Start Data lines

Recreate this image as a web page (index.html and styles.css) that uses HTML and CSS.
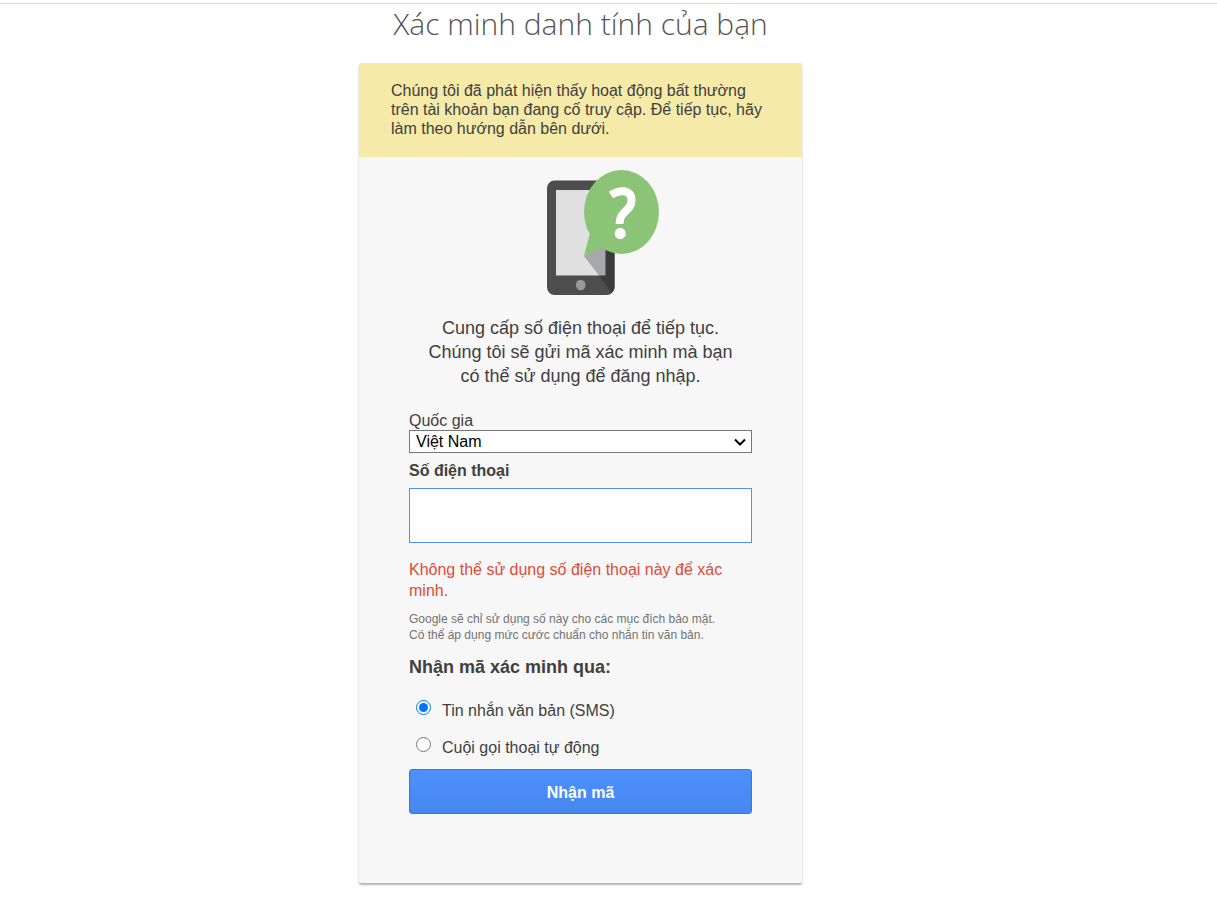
FILE: index.html
```html
<!DOCTYPE html>
<html lang="vi">
<head>
  <meta charset="UTF-8">
  <meta name="viewport" content="width=device-width, initial-scale=1.0">
  <title>Xác minh danh tính của bạn</title>
  <link rel="stylesheet" href="styles.css">
</head>
<body>

  <main class="wrapper">
    <h1>Xác minh danh tính của bạn</h1>

    <div class="card">
      <p class="notice">Chúng tôi đã phát hiện thấy hoạt động bất thường trên tài khoản bạn đang cố truy cập. Để tiếp tục, hãy làm theo hướng dẫn bên dưới.</p>

      <form class="challenge" method="POST" action="#">
        <svg class="phone-icon" width="156" height="125" viewBox="-44 0 156 125" aria-hidden="true">
          <rect x="0" y="10.5" width="67.5" height="114.5" rx="7.5" fill="#4d4d4d"/>
          <rect x="9" y="20" width="49.5" height="85.5" fill="#e0e0e0"/>
          <!-- shadow of the bubble -->
          <path d="M37 86 L54 77 L58.5 79 V105.5 H52 Z" fill="#a6a8ab"/>
          <path d="M58.5 79 L67.5 82 V117.5 Q67.5 119.5 64.5 122.5 L52 105.5 H58.5 Z" fill="#3b3b3b"/>
          <ellipse cx="33.7" cy="115" rx="4.8" ry="5.3" fill="#999"/>
          <ellipse cx="74.5" cy="42" rx="37.5" ry="42" fill="#8bc476"/>
          <path d="M43 63 L37 86 L58 76 Z" fill="#8bc476"/>
          <path d="M64 25 C72 19.500 84.500 19 84.500 30 C84.500 42 72.500 40 72.500 54" fill="none" stroke="#fff" stroke-width="8"/>
          <ellipse cx="73.200" cy="63.500" rx="5.500" ry="5.700" fill="#fff"/>
        </svg>

        <p class="intro">Cung cấp số điện thoại để tiếp tục. Chúng tôi sẽ gửi mã xác minh mà bạn có thể sử dụng để đăng nhập.</p>

        <label class="country-label" for="country">Quốc gia</label>
        <div class="select-box">
          <select id="country" name="country">
            <option selected>Việt Nam</option>
          </select>
          <svg class="arrow" width="12" height="8" viewBox="0 0 12 8" aria-hidden="true">
            <path d="M1 1.500 L6 6.500 L11 1.500" fill="none" stroke="#000" stroke-width="2"/>
          </svg>
        </div>

        <label class="phone-label" for="phone">Số điện thoại</label>
        <input class="phone-input" type="tel" id="phone" name="phone">

        <p class="error">Không thể sử dụng số điện thoại này để xác minh.</p>
        <p class="hint">Google sẽ chỉ sử dụng số này cho các mục đích bảo mật.<br>Có thể áp dụng mức cước chuẩn cho nhắn tin văn bản.</p>

        <fieldset>
          <legend>Nhận mã xác minh qua:</legend>
          <div class="option">
            <input type="radio" id="sms" name="method" value="sms" checked>
            <label for="sms">Tin nhắn văn bản (SMS)</label>
          </div>
          <div class="option">
            <input type="radio" id="call" name="method" value="call">
            <label for="call">Cuội gọi thoại tự động</label>
          </div>
        </fieldset>

        <button type="submit">Nhận mã</button>
      </form>
    </div>
  </main>

</body>
</html>
```
FILE: styles.css
```css
* {
  box-sizing: border-box;
}

body {
  margin: 3px 0 0;
  border-top: 1px solid #dcdcdc;
  background-color: #fff;
  color: #404040;
  font-family: "Liberation Sans", Arial, sans-serif;
  font-size: 16px;
}

p {
  margin: 0;
}

.wrapper {
  padding: 0 56px 40px 0;
}

h1 {
  margin: 0 0 19px;
  color: #555;
  font-family: "Open Sans", sans-serif;
  font-size: 30px;
  font-weight: 300;
  line-height: 40px;
  text-align: center;
}

.card {
  max-width: 443px;
  margin: 0 auto;
  background-color: #f7f7f7;
  border-radius: 2px;
  box-shadow: 0 2px 2px rgba(0, 0, 0, 0.3);
}

.notice {
  padding: 18px 32px 19px;
  background-color: #f6eaa8;
  border-radius: 2px 2px 0 0;
  line-height: 19px;
}

.challenge {
  padding: 13px 50px 69px;
}

.phone-icon {
  display: block;
  margin: 0 auto 21px;
}

.intro {
  max-width: 310px;
  margin: 0 auto 24px;
  font-size: 18px;
  line-height: 24px;
  text-align: center;
}

.country-label,
.phone-label {
  display: block;
}

.select-box {
  position: relative;
}

select {
  display: block;
  width: 100%;
  height: 23px;
  padding: 0 24px 0 6px;
  border: 1px solid #767676;
  border-radius: 0;
  background-color: #fff;
  color: #000;
  font-family: inherit;
  font-size: 16px;
  -webkit-appearance: none;
  appearance: none;
}

.arrow {
  position: absolute;
  top: 8px;
  right: 6px;
  pointer-events: none;
}

.phone-label {
  margin: 9px 0 8px;
  font-weight: bold;
}

.phone-input {
  display: block;
  width: 100%;
  height: 55px;
  padding: 0 8px;
  border: 1px solid #4d90fe;
  border-radius: 0;
  outline: none;
  font-size: 16px;
  -webkit-appearance: none;
  appearance: none;
}

.error {
  margin: 16px 0 10px;
  color: #dd4b39;
  line-height: 21px;
}

.hint {
  color: #737373;
  font-size: 12px;
  line-height: 16px;
}

fieldset {
  margin: 12px 0 5px;
  padding: 0;
  border: none;
}

legend {
  margin-bottom: 11px;
  padding: 0;
  font-size: 18px;
  font-weight: bold;
  line-height: 24px;
}

.option {
  display: flex;
  align-items: flex-start;
  padding: 10px 0 5px 7px;
}

.option input {
  width: 15px;
  height: 15px;
  margin: 0 11px 0 0;
}

.option label {
  line-height: 22px;
}

button {
  display: block;
  width: 100%;
  height: 45px;
  padding: 2px 0 0;
  border: 1px solid #3079ed;
  border-radius: 3px;
  background-image: linear-gradient(#4d90fe, #4787ed);
  color: #fff;
  font-family: inherit;
  font-size: 16px;
  font-weight: bold;
  cursor: pointer;
}

button:hover {
  background-image: linear-gradient(#4d90fe, #357ae8);
}
```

End Data lines

Given problem: Scan the lines for the string "image". Copy out each line that matches.

Output below:
Recreate this image as a web page (index.html and styles.css) that uses HTML and CSS.
  background-image: linear-gradient(#4d90fe, #4787ed);
  background-image: linear-gradient(#4d90fe, #357ae8);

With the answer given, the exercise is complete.